Edit: Also, the last equality reduces to

$\nabla^2 f(\mathbf{x}) = \frac {\mathbf{A}^\mathrm{T} \mathbf{A} - \nabla f(\mathbf{x})^\mathrm{T} \nabla f(\mathbf{x})} {\|\mathbf{Ax}\|_2}$


Solution 1:

It is easier to work with $\phi(x) = \frac{1}{2} f^2(x)$. Just expand $\phi$ around $x$.

$\phi(x+\delta) = \frac{1}{2} (x + \delta)^T A^T A (x + \delta) = \phi(x) + x^TA^TA \delta + \frac{1}{2} \delta^T A^T A \delta$. It follows from this that the gradient $\nabla \phi(x) = A^T A x$, and the Hessian is $H = A^TA$.

To finish, let $g(x) = \sqrt{2x}$, and note that $f = g \circ \phi$. To get the first derivative, use the composition rule to get $D f(x) = Dg(\phi(x)) D \phi(x)$, which gives $Df(x) = \frac{1}{\sqrt{2 \phi(x)}} x^T A^T A = \frac{1}{\|Ax\|} x^T A^T A$.

Let $\eta(x) = \frac{1}{\|Ax\|}$, and $\gamma(x) = x^T A^T A$, and note that $D f(x) = \eta(x) \cdot \gamma(x)$, so we can use the product rule. Let $h(x) = Df(x)$ then the product rule gives $D h(x) (\delta) = (D \eta(x) (\delta)) \gamma(x) + \eta(x) D \gamma(x) (\delta)$.

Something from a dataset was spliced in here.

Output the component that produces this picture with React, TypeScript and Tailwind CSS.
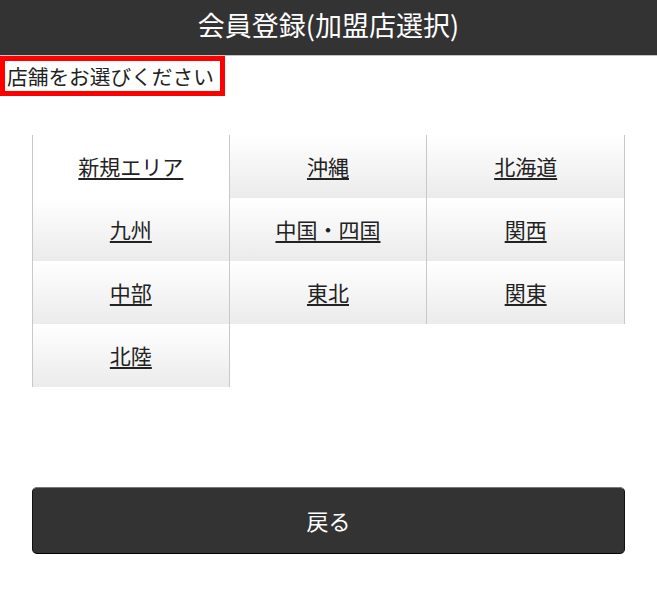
const areas = [
  { name: "新規エリア", plain: true },
  { name: "沖縄" },
  { name: "北海道" },
  { name: "九州" },
  { name: "中国・四国" },
  { name: "関西" },
  { name: "中部" },
  { name: "東北" },
  { name: "関東" },
  { name: "北陸" },
];

export default function App() {
  return (
    <div className="min-h-[592px] bg-white font-['Noto_Sans_CJK_JP','Noto_Sans',sans-serif] text-[#222]">
      {/* ヘッダー */}
      <header className="flex h-[56px] items-center justify-center border-b border-[#c4c4c4] bg-[#333] pb-[4px] text-[27px] text-white">
        会員登録(加盟店選択)
      </header>

      {/* 見出し */}
      <div className="inline-block border-[5px] border-[#ff0000] pl-[2px] pr-[6px] text-[20.7px] leading-[30px]">
        店舗をお選びください
      </div>

      {/* エリア一覧 */}
      <div className="mx-[32px] mt-[39px] grid grid-cols-3">
        {areas.map((a, i) => (
          <div
            key={a.name}
            className={
              "flex h-[63px] items-center justify-center border-r border-[#c8c8c8] " +
              (i % 3 === 0 ? "border-l " : "") +
              (a.plain ? "bg-white" : "bg-linear-to-b from-white to-[#ebebeb]")
            }
          >
            <a href="#" className="text-[21px] text-[#222] underline underline-offset-[3px]">
              {a.name}
            </a>
          </div>
        ))}
      </div>

      {/* 戻るボタン */}
      <div className="mx-[32px] mt-[100px]">
        <button className="flex h-[67px] w-full items-center justify-center rounded-[5px] border border-t-[#777] border-x-[#111] border-b-[#000] bg-[#333] text-[22px] text-white">
          戻る
        </button>
      </div>
    </div>
  );
}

Expanding this yields: $Dh(x)(\delta) = (- \frac{1}{\|Ax\|^2} \frac{1}{\|Ax\|} x^T A^T A \delta) x^T A^T A + \frac{1}{\|Ax\|} \delta^T A^T A $. Noting that $x^T A^T A \delta = \delta^T A^T A x$, we can write this as: $$Dh(x)(\delta) = \delta^T(\frac{1}{\|Ax\|} A^T A - \frac{1}{\|Ax\|^3 } A^T A x x^T A^T A),$$ or alternatively: $$D^2 f(x) = \frac{1}{\|Ax\|} A^T A - \frac{1}{\|Ax\|^3 } A^T A x x^T A^T A .$$

The only difference with the formula given in the question is that the latter dyad was written incorrectly (instead of the dyad $g g^T$, you have the scalar $g^T g$).